#### [Aim of the task]
Retype, word for word, the lines from the first line of the entries through the line that holds "['순번', 'Title', 'Title', 'Study', '1순위', '2순위', '3순위', '4순위'];"; leave out the pictures.

#### [Data supplied]
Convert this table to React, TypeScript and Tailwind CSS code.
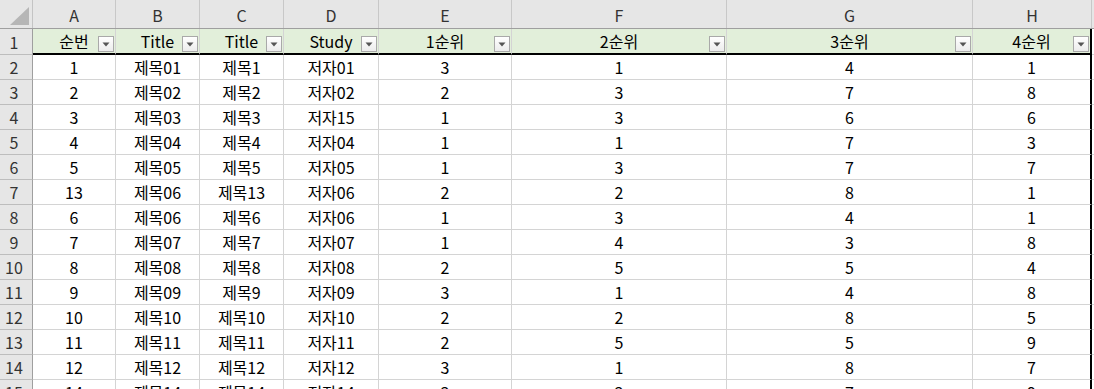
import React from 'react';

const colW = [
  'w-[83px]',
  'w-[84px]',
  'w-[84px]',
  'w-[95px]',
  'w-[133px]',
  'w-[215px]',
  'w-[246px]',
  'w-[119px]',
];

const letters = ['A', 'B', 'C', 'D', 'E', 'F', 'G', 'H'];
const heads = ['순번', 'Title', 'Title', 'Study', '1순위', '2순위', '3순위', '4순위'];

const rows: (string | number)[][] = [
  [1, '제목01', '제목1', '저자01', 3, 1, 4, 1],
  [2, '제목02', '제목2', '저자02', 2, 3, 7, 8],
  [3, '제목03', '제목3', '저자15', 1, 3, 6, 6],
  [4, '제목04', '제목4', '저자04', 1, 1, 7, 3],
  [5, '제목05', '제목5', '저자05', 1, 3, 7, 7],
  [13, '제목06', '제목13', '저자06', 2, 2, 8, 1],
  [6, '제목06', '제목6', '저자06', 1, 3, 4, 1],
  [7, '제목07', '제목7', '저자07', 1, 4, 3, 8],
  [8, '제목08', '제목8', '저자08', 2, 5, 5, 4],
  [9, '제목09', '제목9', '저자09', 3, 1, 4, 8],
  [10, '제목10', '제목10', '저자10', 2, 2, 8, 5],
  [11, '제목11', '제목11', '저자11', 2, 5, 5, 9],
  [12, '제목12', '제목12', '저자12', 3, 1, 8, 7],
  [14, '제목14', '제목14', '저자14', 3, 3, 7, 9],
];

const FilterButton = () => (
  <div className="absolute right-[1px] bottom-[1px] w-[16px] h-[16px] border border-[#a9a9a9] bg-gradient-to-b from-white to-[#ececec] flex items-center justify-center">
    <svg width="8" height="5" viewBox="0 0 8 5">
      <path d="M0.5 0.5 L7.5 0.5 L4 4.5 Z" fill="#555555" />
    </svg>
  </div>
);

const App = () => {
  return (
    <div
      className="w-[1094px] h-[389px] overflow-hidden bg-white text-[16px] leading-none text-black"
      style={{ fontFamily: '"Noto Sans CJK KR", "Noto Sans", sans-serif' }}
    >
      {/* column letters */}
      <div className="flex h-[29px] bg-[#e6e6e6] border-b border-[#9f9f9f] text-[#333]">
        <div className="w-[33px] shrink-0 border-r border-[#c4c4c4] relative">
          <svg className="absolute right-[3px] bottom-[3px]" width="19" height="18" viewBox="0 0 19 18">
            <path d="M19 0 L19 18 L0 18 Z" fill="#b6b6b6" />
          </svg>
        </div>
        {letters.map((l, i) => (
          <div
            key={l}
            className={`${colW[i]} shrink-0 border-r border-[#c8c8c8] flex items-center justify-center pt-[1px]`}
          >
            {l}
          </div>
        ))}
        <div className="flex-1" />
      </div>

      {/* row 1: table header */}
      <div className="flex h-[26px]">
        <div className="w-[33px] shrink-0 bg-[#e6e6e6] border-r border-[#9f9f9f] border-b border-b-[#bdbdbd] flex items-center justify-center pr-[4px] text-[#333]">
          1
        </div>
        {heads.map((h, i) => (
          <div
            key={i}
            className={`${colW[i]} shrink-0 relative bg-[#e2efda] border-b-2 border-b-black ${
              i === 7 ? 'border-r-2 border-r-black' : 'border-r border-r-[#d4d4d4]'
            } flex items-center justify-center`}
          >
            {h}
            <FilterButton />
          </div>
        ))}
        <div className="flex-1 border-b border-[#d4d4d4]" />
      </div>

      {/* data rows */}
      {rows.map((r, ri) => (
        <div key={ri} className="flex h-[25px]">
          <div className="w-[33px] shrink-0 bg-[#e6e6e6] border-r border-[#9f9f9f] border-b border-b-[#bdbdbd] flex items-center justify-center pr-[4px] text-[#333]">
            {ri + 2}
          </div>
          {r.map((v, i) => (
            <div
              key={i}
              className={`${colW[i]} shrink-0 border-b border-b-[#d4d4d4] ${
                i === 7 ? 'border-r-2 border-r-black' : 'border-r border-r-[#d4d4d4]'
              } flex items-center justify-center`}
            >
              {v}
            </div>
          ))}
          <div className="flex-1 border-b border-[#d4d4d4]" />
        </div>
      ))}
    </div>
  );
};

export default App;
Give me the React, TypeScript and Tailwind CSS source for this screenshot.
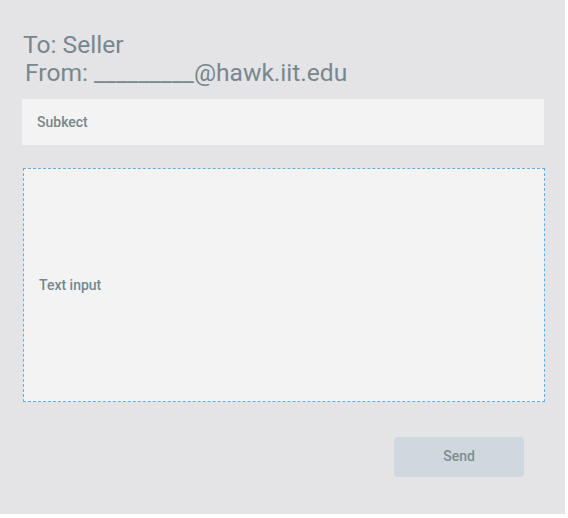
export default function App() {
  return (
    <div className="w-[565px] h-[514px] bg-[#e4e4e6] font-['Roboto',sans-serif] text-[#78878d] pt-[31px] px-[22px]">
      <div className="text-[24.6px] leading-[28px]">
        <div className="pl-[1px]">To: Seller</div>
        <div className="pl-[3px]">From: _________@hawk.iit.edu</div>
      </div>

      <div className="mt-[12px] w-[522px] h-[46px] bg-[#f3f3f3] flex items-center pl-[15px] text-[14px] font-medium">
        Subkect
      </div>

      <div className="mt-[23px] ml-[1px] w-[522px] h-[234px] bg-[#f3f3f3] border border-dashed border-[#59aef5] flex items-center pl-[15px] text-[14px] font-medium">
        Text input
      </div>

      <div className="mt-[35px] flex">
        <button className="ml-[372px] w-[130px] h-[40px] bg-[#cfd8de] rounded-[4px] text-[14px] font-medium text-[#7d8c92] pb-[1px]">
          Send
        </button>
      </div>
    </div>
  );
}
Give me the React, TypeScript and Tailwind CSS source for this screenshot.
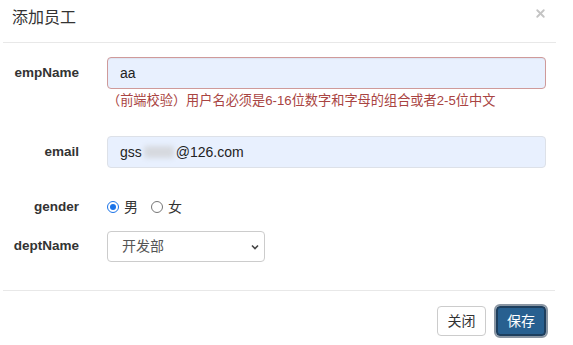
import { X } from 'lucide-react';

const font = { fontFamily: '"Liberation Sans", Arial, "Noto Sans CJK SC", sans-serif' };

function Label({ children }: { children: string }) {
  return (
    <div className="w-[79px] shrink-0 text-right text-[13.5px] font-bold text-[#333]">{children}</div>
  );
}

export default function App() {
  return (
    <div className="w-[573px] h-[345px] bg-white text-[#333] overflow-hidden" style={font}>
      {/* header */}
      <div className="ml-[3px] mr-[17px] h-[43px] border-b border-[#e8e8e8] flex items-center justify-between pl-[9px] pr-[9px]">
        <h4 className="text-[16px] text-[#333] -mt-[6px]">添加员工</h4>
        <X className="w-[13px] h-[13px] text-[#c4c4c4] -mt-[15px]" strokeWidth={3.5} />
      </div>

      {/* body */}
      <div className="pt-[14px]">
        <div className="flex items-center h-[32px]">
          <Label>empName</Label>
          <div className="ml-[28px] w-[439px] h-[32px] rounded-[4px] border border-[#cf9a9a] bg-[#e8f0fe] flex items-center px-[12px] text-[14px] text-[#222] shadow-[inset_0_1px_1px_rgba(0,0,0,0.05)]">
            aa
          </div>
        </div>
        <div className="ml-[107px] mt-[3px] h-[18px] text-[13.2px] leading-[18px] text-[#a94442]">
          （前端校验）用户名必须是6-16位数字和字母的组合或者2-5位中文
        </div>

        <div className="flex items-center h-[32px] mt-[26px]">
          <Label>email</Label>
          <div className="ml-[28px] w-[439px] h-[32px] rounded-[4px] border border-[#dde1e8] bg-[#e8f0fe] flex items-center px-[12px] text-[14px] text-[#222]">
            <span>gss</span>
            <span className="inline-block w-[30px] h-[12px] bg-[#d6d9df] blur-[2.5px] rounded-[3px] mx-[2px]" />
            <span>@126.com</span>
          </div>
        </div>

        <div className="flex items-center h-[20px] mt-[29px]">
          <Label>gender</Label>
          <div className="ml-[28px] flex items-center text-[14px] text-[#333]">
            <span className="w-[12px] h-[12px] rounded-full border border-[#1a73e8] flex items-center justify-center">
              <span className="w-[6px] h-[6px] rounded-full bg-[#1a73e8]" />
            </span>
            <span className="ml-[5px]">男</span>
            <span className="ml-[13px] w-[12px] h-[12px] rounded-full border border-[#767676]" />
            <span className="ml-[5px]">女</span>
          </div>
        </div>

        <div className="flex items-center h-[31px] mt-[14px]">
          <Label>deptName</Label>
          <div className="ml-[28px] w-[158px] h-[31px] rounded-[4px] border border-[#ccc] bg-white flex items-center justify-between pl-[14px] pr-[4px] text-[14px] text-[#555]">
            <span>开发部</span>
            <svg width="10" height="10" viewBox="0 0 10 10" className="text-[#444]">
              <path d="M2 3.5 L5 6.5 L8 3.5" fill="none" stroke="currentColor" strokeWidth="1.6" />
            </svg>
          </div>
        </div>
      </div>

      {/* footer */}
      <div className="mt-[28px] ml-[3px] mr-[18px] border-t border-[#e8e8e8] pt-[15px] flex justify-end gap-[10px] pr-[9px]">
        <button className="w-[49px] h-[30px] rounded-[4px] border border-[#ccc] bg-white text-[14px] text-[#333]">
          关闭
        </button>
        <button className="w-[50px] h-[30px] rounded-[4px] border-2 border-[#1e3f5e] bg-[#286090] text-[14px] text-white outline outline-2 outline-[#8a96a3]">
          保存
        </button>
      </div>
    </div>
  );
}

#### [Reply to the task]
Convert this table to React, TypeScript and Tailwind CSS code.
import React from 'react';

const colW = [
  'w-[83px]',
  'w-[84px]',
  'w-[84px]',
  'w-[95px]',
  'w-[133px]',
  'w-[215px]',
  'w-[246px]',
  'w-[119px]',
];

const letters = ['A', 'B', 'C', 'D', 'E', 'F', 'G', 'H'];
const heads = ['순번', 'Title', 'Title', 'Study', '1순위', '2순위', '3순위', '4순위'];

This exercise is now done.